The Metropolitan Museum of Art in New York took a step to realise its vision of being a truly encyclopaedic museum when it put on a show of the work of highlights of the art of a group of the indigenous population of the USA, which otherwise gets a poor showing in the Met (“The Plains Indians: Artists of Earth and Sky” to through May 10). It is reviewed by Holland Cotter in the New York Times:
Some of the earliest surviving art by native North Americans left America long ago. Soldiers, traders and priests, with magpie eyes for brilliance, bundled it up and shipped it across the sea to Europe. Painted robes, embroidered slippers and feathered headdresses tinkling with chimes found their way into cupboards in 18th-century London and Paris, and lay there half-forgotten. Now, in “The Plains Indians: Artists of Earth and Sky” at the Metropolitan Museum of Art, some of those wondrous things have come home.

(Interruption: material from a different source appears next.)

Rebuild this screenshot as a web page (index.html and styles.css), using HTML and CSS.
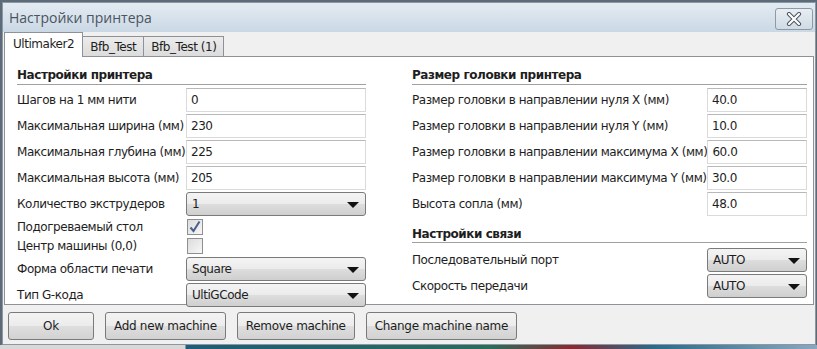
FILE: index.html
```html
<!DOCTYPE html>
<html lang="ru">
<head>
    <meta charset="UTF-8">
    <meta name="viewport" content="width=device-width, initial-scale=1.0">
    <title>Настройки принтера</title>
    <link rel="stylesheet" href="styles.css">
</head>
<body>
    <div class="window">
        <!-- Title bar -->
        <div class="titlebar">
            <span class="title">Настройки принтера</span>
            <button class="close-btn" aria-label="Закрыть">
                <svg width="20" height="14" viewBox="0 0 20 14">
                    <path d="M5 2 L15 12 M15 2 L5 12" stroke="#4d5560" stroke-width="4.2" stroke-linecap="round"/>
                    <path d="M5 2 L15 12 M15 2 L5 12" stroke="#ffffff" stroke-width="2.2" stroke-linecap="round"/>
                </svg>
            </button>
        </div>

        <!-- Tabs -->
        <div class="tabs">
            <div class="tab active">Ultimaker2</div>
            <div class="tab">Bfb_Test</div>
            <div class="tab">Bfb_Test (1)</div>
        </div>

        <!-- Tab pane -->
        <div class="pane">
            <div class="column left">
                <div class="group-title">Настройки принтера</div>
                <div class="row"><span class="label">Шагов на 1 мм нити</span><input class="field" type="text" value="0"></div>
                <div class="row"><span class="label">Максимальная ширина (мм)</span><input class="field" type="text" value="230"></div>
                <div class="row"><span class="label">Максимальная глубина (мм)</span><input class="field" type="text" value="225"></div>
                <div class="row"><span class="label">Максимальная высота (мм)</span><input class="field" type="text" value="205"></div>
                <div class="row"><span class="label">Количество экструдеров</span><div class="combo">1</div></div>
                <div class="row check-row"><span class="label">Подогреваемый стол</span>
                    <span class="checkbox">
                        <svg width="14" height="14" viewBox="0 0 14 14"><path d="M2.5 7.5 L5.5 11 L11.5 1.5" fill="none" stroke="#4a5f8f" stroke-width="2"/></svg>
                    </span>
                </div>
                <div class="row check-row"><span class="label">Центр машины (0,0)</span><span class="checkbox"></span></div>
                <div class="row combo-row"><span class="label">Форма области печати</span><div class="combo">Square</div></div>
                <div class="row"><span class="label">Тип G-кода</span><div class="combo">UltiGCode</div></div>
            </div>

            <div class="column right">
                <div class="group-title">Размер головки принтера</div>
                <div class="row"><span class="label">Размер головки в направлении нуля X (мм)</span><input class="field" type="text" value="40.0"></div>
                <div class="row"><span class="label">Размер головки в направлении нуля Y (мм)</span><input class="field" type="text" value="10.0"></div>
                <div class="row"><span class="label">Размер головки в направлении максимума X (мм)</span><input class="field" type="text" value="60.0"></div>
                <div class="row"><span class="label">Размер головки в направлении максимума Y (мм)</span><input class="field" type="text" value="30.0"></div>
                <div class="row"><span class="label">Высота сопла (мм)</span><input class="field" type="text" value="48.0"></div>
                <div class="group-title second">Настройки связи</div>
                <div class="row"><span class="label">Последовательный порт</span><div class="combo">AUTO</div></div>
                <div class="row"><span class="label">Скорость передачи</span><div class="combo">AUTO</div></div>
            </div>
        </div>

        <!-- Dialog buttons -->
        <div class="actions">
            <button class="btn btn-ok">Ok</button>
            <button class="btn">Add new machine</button>
            <button class="btn">Remove machine</button>
            <button class="btn">Change machine name</button>
        </div>
    </div>
    <div class="desktop"></div>
</body>
</html>
```

FILE: styles.css
```css
/* Reset */
* {
    margin: 0;
    padding: 0;
    box-sizing: border-box;
}
body {
    width: 817px;
    height: 349px;
    overflow: hidden;
    background-color: #5d6b78;
    font-family: "DejaVu Sans", Verdana, sans-serif;
    font-size: 12px;
    letter-spacing: -0.45px;
    color: #1e1e1e;
}

/* Window frame */
.window {
    margin: 2px 1px 0 2px;
    height: 343px;
    border: 1px solid #8b98a4;
    background-color: #f0f0f0;
}

.titlebar {
    height: 29px;
    display: flex;
    justify-content: space-between;
    align-items: flex-start;
    padding: 4px 2px 0 6px;
    background: linear-gradient(to bottom, #e4ebf2, #cad8e5);
}
.title {
    font-family: "Open Sans", "Noto Sans", sans-serif;
    font-size: 14px;
    letter-spacing: 0;
    color: #4b5560;
    line-height: 22px;
}
.close-btn {
    width: 38px;
    height: 22px;
    margin-top: 1px;
    border: 1px solid #8d9aa6;
    border-radius: 3px;
    background: linear-gradient(to bottom, #e8eef3, #d0dbe5);
    display: flex;
    align-items: center;
    justify-content: center;
}

/* Tabs */
.tabs {
    display: flex;
    align-items: flex-end;
    height: 24px;
    padding-left: 1px;
    position: relative;
    z-index: 1;
}
.tab {
    height: 20px;
    padding: 0 7px;
    border: 1px solid #8e9296;
    border-bottom: none;
    background: linear-gradient(to bottom, #ececec, #dcdcdc);
    line-height: 20px;
    margin-left: -1px;
}
.tab:first-child {
    margin-left: 0;
}
.tab.active {
    height: 25px;
    padding: 0 8px;
    background-color: #fff;
    background-image: none;
    margin-bottom: -1px;
    line-height: 22px;
}

/* Pane */
.pane {
    height: 249px;
    margin: 0 1px 0 1px;
    border: 1px solid #8e9296;
    background-color: #fff;
    display: flex;
    padding: 9px 6px 0 12px;
}
.column {
    display: flex;
    flex-direction: column;
    gap: 2px;
}
.column.left {
    width: 350px;
}
.column.right {
    margin-left: 46px;
    width: 395px;
}

.group-title {
    font-weight: bold;
    height: 19px;
    line-height: 18px;
    border-bottom: 1px solid #a0a0a0;
    margin-bottom: 1px;
}
.group-title.second {
    margin-top: 8px;
    height: 17px;
    line-height: 16px;
    margin-bottom: 3px;
}

.row {
    display: flex;
    align-items: center;
    justify-content: space-between;
    height: 24px;
}
.check-row {
    height: 16px;
    margin-top: 1px;
}
.combo-row {
    margin-top: 1px;
}
.label {
    white-space: nowrap;
}

.field {
    flex-shrink: 0;
    height: 24px;
    border: 1px solid #dadada;
    border-top-color: #b8b8b8;
    padding: 0 4px;
    font-family: inherit;
    font-size: 12px;
    letter-spacing: inherit;
    color: #1e1e1e;
    outline: none;
}
.left .field, .left .combo {
    width: 180px;
}
.right .field, .right .combo {
    width: 100px;
}

.combo {
    flex-shrink: 0;
    height: 24px;
    line-height: 22px;
    padding: 0 5px;
    border: 1px solid #7a7a7a;
    border-radius: 3px;
    background: linear-gradient(to bottom, #f4f4f4 0%, #ebebeb 50%, #dddddd 51%, #cfcfcf 100%);
    position: relative;
}
.combo::after {
    content: "";
    position: absolute;
    right: 6px;
    top: 9px;
    border-left: 6px solid transparent;
    border-right: 6px solid transparent;
    border-top: 6px solid #111;
}

.checkbox {
    width: 16px;
    height: 16px;
    margin-right: 163px;
    border: 1px solid #8f8f8f;
    background: linear-gradient(to bottom right, #dcdcdc, #f7f7f7);
    display: flex;
    align-items: center;
    justify-content: center;
}

/* Dialog buttons */
.actions {
    display: flex;
    gap: 11px;
    padding: 7px 0 0 5px;
}
.btn {
    height: 28px;
    padding: 0 8px;
    border: 1px solid #7a7a7a;
    border-radius: 3px;
    background: linear-gradient(to bottom, #f3f3f3 0%, #ececec 50%, #dedede 51%, #d2d2d2 100%);
    font-family: "DejaVu Sans", Verdana, sans-serif;
    font-size: 12px;
    letter-spacing: -0.3px;
    color: #1e1e1e;
}
.btn-ok {
    width: 86px;
}

.desktop {
    height: 4px;
    background: linear-gradient(to right, #d8d8d8 0, #d8d8d8 185px, #1f5c78 186px, #2b6d5a 60%, #8a2a30 70%, #2a6a8a 80%, #8aa8c0 100%);
}
```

Of the about 130 pieces in the show, on loan from more than 50 international collections, those sent by the Musée du Quai Branly in Paris are exceptional: a drawing, on animal hide, of a half-abstract bird with prismatic wings; a raven-plume bonnet with feathers swept back as if hit by wind; and a bead-encrusted shoulder bag with a double-crescent design. They are all part of an exhibition that has to be one of the most completely beautiful sights in New York right now
The exhibition chronicles the rise of Plains Indian society and its development from the settled farming communities to a more mobile lifestyle until it too was smashed:
The United States government, with the Army and frontier settlers as its enforcer, stripped Native Americans of their land and contributed to all but wiping out the natural resources that sustained them. Reduced to the status of hostile aliens, American Indians battled one another over whatever scraps were left. The exhibition’s curator [...] could have ended the show there, on a tragic vanishing-people note. But wisely, and realistically, they did not. Instead, they bring the story into the present with work by inspired artists who carry Plains traditions into the 21st century.